- **WRITTEN REQUEST**
Transcribe the whole listing without a single picture.

>>>>

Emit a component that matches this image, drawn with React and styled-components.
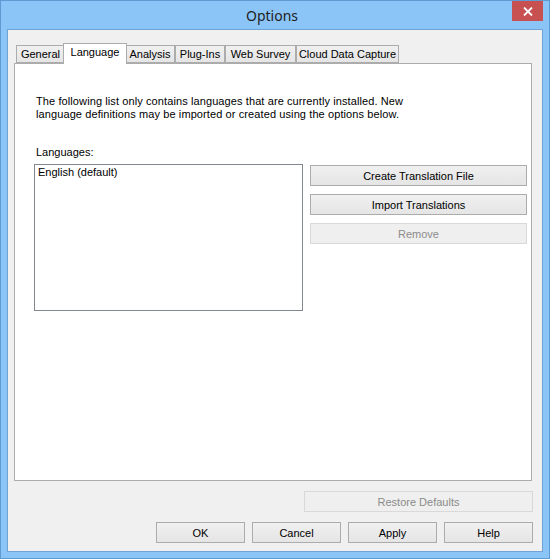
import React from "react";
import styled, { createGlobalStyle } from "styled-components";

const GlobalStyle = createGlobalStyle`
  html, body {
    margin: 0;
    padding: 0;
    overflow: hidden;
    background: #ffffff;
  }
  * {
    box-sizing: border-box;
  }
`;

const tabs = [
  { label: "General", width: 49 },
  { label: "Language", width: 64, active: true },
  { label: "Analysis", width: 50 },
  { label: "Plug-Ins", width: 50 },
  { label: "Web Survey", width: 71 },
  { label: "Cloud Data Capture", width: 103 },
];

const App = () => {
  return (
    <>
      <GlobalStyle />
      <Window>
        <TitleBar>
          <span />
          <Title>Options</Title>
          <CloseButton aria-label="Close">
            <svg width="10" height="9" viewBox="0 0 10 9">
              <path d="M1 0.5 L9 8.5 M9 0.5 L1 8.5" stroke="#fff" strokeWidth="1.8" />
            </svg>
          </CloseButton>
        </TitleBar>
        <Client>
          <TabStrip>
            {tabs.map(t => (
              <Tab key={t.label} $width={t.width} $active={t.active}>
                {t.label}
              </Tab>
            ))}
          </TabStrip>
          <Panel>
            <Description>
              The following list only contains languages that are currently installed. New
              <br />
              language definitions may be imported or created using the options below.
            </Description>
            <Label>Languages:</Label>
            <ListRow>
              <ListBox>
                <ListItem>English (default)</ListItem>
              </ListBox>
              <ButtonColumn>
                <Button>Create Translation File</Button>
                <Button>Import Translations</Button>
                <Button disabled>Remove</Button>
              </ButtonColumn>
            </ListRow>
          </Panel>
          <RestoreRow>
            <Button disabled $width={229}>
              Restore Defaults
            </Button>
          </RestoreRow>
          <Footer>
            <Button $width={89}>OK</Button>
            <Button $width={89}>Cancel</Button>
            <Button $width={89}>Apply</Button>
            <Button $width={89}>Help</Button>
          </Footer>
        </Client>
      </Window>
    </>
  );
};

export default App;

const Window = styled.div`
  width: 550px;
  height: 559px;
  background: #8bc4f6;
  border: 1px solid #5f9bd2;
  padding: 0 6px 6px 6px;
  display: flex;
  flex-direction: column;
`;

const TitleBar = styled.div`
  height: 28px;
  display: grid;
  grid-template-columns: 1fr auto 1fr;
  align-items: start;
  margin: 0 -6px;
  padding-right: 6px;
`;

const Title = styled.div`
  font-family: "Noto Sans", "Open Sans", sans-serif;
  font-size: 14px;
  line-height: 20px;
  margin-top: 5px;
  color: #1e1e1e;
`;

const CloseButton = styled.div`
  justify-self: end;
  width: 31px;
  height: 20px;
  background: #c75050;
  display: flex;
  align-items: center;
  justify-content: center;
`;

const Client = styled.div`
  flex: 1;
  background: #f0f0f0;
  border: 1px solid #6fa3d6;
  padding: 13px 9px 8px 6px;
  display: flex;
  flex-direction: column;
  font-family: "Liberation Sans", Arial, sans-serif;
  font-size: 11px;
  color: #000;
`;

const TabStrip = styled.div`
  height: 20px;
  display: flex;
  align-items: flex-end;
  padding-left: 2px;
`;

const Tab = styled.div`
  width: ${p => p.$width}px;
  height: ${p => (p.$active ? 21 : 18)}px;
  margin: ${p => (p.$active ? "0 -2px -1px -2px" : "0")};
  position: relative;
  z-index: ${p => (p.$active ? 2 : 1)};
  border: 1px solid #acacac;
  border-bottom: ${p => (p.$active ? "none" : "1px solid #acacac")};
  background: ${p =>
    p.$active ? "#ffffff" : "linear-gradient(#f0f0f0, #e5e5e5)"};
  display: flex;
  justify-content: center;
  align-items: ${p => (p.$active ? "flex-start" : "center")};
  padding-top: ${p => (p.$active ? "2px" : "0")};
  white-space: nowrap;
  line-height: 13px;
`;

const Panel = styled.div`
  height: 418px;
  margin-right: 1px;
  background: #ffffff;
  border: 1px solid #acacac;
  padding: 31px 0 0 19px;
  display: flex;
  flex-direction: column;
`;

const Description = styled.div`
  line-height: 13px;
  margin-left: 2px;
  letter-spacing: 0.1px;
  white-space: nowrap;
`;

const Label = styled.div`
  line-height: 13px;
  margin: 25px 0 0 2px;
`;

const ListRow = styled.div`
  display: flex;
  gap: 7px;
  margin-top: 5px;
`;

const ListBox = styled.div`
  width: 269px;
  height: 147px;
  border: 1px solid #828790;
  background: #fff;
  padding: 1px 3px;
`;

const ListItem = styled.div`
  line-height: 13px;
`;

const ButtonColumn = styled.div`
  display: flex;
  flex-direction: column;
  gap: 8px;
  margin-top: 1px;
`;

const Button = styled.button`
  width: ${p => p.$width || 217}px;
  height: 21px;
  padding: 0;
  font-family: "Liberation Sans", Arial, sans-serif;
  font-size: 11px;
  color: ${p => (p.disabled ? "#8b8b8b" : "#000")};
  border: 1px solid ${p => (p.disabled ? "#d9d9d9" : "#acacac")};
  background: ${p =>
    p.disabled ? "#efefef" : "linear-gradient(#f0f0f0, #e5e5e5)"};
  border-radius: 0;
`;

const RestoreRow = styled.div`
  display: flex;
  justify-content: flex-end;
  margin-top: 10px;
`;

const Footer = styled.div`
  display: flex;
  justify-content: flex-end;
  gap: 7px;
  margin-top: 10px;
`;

<<<<

- **WRITTEN ANSWER**
Emit a component that matches this image, drawn with React and styled-components.
import React from "react";
import styled, { createGlobalStyle } from "styled-components";

const GlobalStyle = createGlobalStyle`
  html, body {
    margin: 0;
    padding: 0;
    overflow: hidden;
    background: #ffffff;
  }
  * {
    box-sizing: border-box;
  }
`;

const tabs = [
  { label: "General", width: 49 },
  { label: "Language", width: 64, active: true },
  { label: "Analysis", width: 50 },
  { label: "Plug-Ins", width: 50 },
  { label: "Web Survey", width: 71 },
  { label: "Cloud Data Capture", width: 103 },
];

const App = () => {
  return (
    <>
      <GlobalStyle />
      <Window>
        <TitleBar>
          <span />
          <Title>Options</Title>
          <CloseButton aria-label="Close">
            <svg width="10" height="9" viewBox="0 0 10 9">
              <path d="M1 0.5 L9 8.5 M9 0.5 L1 8.5" stroke="#fff" strokeWidth="1.8" />
            </svg>
          </CloseButton>
        </TitleBar>
        <Client>
          <TabStrip>
            {tabs.map(t => (
              <Tab key={t.label} $width={t.width} $active={t.active}>
                {t.label}
              </Tab>
            ))}
          </TabStrip>
          <Panel>
            <Description>
              The following list only contains languages that are currently installed. New
              <br />
              language definitions may be imported or created using the options below.
            </Description>
            <Label>Languages:</Label>
            <ListRow>
              <ListBox>
                <ListItem>English (default)</ListItem>
              </ListBox>
              <ButtonColumn>
                <Button>Create Translation File</Button>
                <Button>Import Translations</Button>
                <Button disabled>Remove</Button>
              </ButtonColumn>
            </ListRow>
          </Panel>
          <RestoreRow>
            <Button disabled $width={229}>
              Restore Defaults
            </Button>
          </RestoreRow>
          <Footer>
            <Button $width={89}>OK</Button>
            <Button $width={89}>Cancel</Button>
            <Button $width={89}>Apply</Button>
            <Button $width={89}>Help</Button>
          </Footer>
        </Client>
      </Window>
    </>
  );
};

export default App;

const Window = styled.div`
  width: 550px;
  height: 559px;
  background: #8bc4f6;
  border: 1px solid #5f9bd2;
  padding: 0 6px 6px 6px;
  display: flex;
  flex-direction: column;
`;

const TitleBar = styled.div`
  height: 28px;
  display: grid;
  grid-template-columns: 1fr auto 1fr;
  align-items: start;
  margin: 0 -6px;
  padding-right: 6px;
`;

const Title = styled.div`
  font-family: "Noto Sans", "Open Sans", sans-serif;
  font-size: 14px;
  line-height: 20px;
  margin-top: 5px;
  color: #1e1e1e;
`;

const CloseButton = styled.div`
  justify-self: end;
  width: 31px;
  height: 20px;
  background: #c75050;
  display: flex;
  align-items: center;
  justify-content: center;
`;

const Client = styled.div`
  flex: 1;
  background: #f0f0f0;
  border: 1px solid #6fa3d6;
  padding: 13px 9px 8px 6px;
  display: flex;
  flex-direction: column;
  font-family: "Liberation Sans", Arial, sans-serif;
  font-size: 11px;
  color: #000;
`;

const TabStrip = styled.div`
  height: 20px;
  display: flex;
  align-items: flex-end;
  padding-left: 2px;
`;

const Tab = styled.div`
  width: ${p => p.$width}px;
  height: ${p => (p.$active ? 21 : 18)}px;
  margin: ${p => (p.$active ? "0 -2px -1px -2px" : "0")};
  position: relative;
  z-index: ${p => (p.$active ? 2 : 1)};
  border: 1px solid #acacac;
  border-bottom: ${p => (p.$active ? "none" : "1px solid #acacac")};
  background: ${p =>
    p.$active ? "#ffffff" : "linear-gradient(#f0f0f0, #e5e5e5)"};
  display: flex;
  justify-content: center;
  align-items: ${p => (p.$active ? "flex-start" : "center")};
  padding-top: ${p => (p.$active ? "2px" : "0")};
  white-space: nowrap;
  line-height: 13px;
`;

const Panel = styled.div`
  height: 418px;
  margin-right: 1px;
  background: #ffffff;
  border: 1px solid #acacac;
  padding: 31px 0 0 19px;
  display: flex;
  flex-direction: column;
`;

const Description = styled.div`
  line-height: 13px;
  margin-left: 2px;
  letter-spacing: 0.1px;
  white-space: nowrap;
`;

const Label = styled.div`
  line-height: 13px;
  margin: 25px 0 0 2px;
`;

const ListRow = styled.div`
  display: flex;
  gap: 7px;
  margin-top: 5px;
`;

const ListBox = styled.div`
  width: 269px;
  height: 147px;
  border: 1px solid #828790;
  background: #fff;
  padding: 1px 3px;
`;

const ListItem = styled.div`
  line-height: 13px;
`;

const ButtonColumn = styled.div`
  display: flex;
  flex-direction: column;
  gap: 8px;
  margin-top: 1px;
`;

const Button = styled.button`
  width: ${p => p.$width || 217}px;
  height: 21px;
  padding: 0;
  font-family: "Liberation Sans", Arial, sans-serif;
  font-size: 11px;
  color: ${p => (p.disabled ? "#8b8b8b" : "#000")};
  border: 1px solid ${p => (p.disabled ? "#d9d9d9" : "#acacac")};
  background: ${p =>
    p.disabled ? "#efefef" : "linear-gradient(#f0f0f0, #e5e5e5)"};
  border-radius: 0;
`;

const RestoreRow = styled.div`
  display: flex;
  justify-content: flex-end;
  margin-top: 10px;
`;

const Footer = styled.div`
  display: flex;
  justify-content: flex-end;
  gap: 7px;
  margin-top: 10px;
`;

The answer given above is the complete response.